Exercise prompt
Exclude images, then output the remaining data verbatim.

#####

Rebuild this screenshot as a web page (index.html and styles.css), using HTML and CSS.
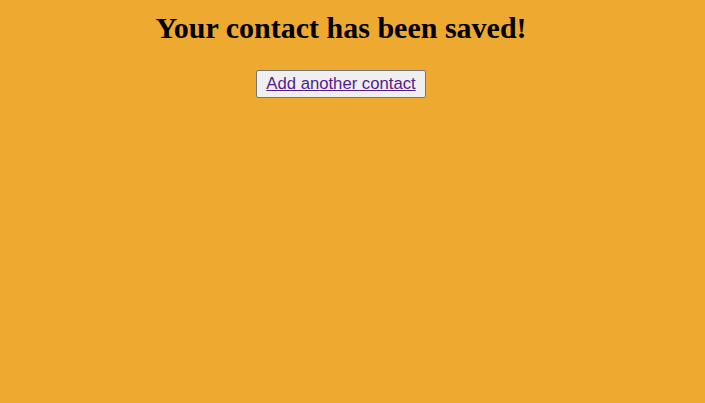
FILE: index.html
```html
<!DOCTYPE html>
<html>
<head>
<meta charset="utf-8">
<link rel="stylesheet" href="styles.css">
</head>
<body>
<main class="page">
  <h1 class="title">Your contact has been saved!</h1>
  <div class="actions">
    <button class="btn" type="button"><a class="btn-link" href="#">Add another contact</a></button>
  </div>
</main>
</body>
</html>
```
FILE: styles.css
```css
html, body {
  margin: 0;
  padding: 0;
  background: #eea931;
}
.page {
  width: 682px;
  text-align: center;
  padding-top: 11px;
}
.title {
  font-family: "Liberation Serif", "Times New Roman", serif;
  font-size: 30px;
  font-weight: bold;
  margin: 0 0 25px;
  color: #000;
}
.actions {
  margin: 0;
}
.btn {
  font-family: "Liberation Sans", Arial, sans-serif;
  font-size: 16.7px;
  background: #efefef;
  border: 1px solid #767676;
  border-radius: 2px;
  padding: 3px 9px;
  margin: 0;
}
.btn-link {
  color: #551a8b;
  text-decoration: underline;
}
```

#####

Correct result
Rebuild this screenshot as a web page (index.html and styles.css), using HTML and CSS.
FILE: index.html
```html
<!DOCTYPE html>
<html>
<head>
<meta charset="utf-8">
<link rel="stylesheet" href="styles.css">
</head>
<body>
<main class="page">
  <h1 class="title">Your contact has been saved!</h1>
  <div class="actions">
    <button class="btn" type="button"><a class="btn-link" href="#">Add another contact</a></button>
  </div>
</main>
</body>
</html>
```
FILE: styles.css
```css
html, body {
  margin: 0;
  padding: 0;
  background: #eea931;
}
.page {
  width: 682px;
  text-align: center;
  padding-top: 11px;
}
.title {
  font-family: "Liberation Serif", "Times New Roman", serif;
  font-size: 30px;
  font-weight: bold;
  margin: 0 0 25px;
  color: #000;
}
.actions {
  margin: 0;
}
.btn {
  font-family: "Liberation Sans", Arial, sans-serif;
  font-size: 16.7px;
  background: #efefef;
  border: 1px solid #767676;
  border-radius: 2px;
  padding: 3px 9px;
  margin: 0;
}
.btn-link {
  color: #551a8b;
  text-decoration: underline;
}
```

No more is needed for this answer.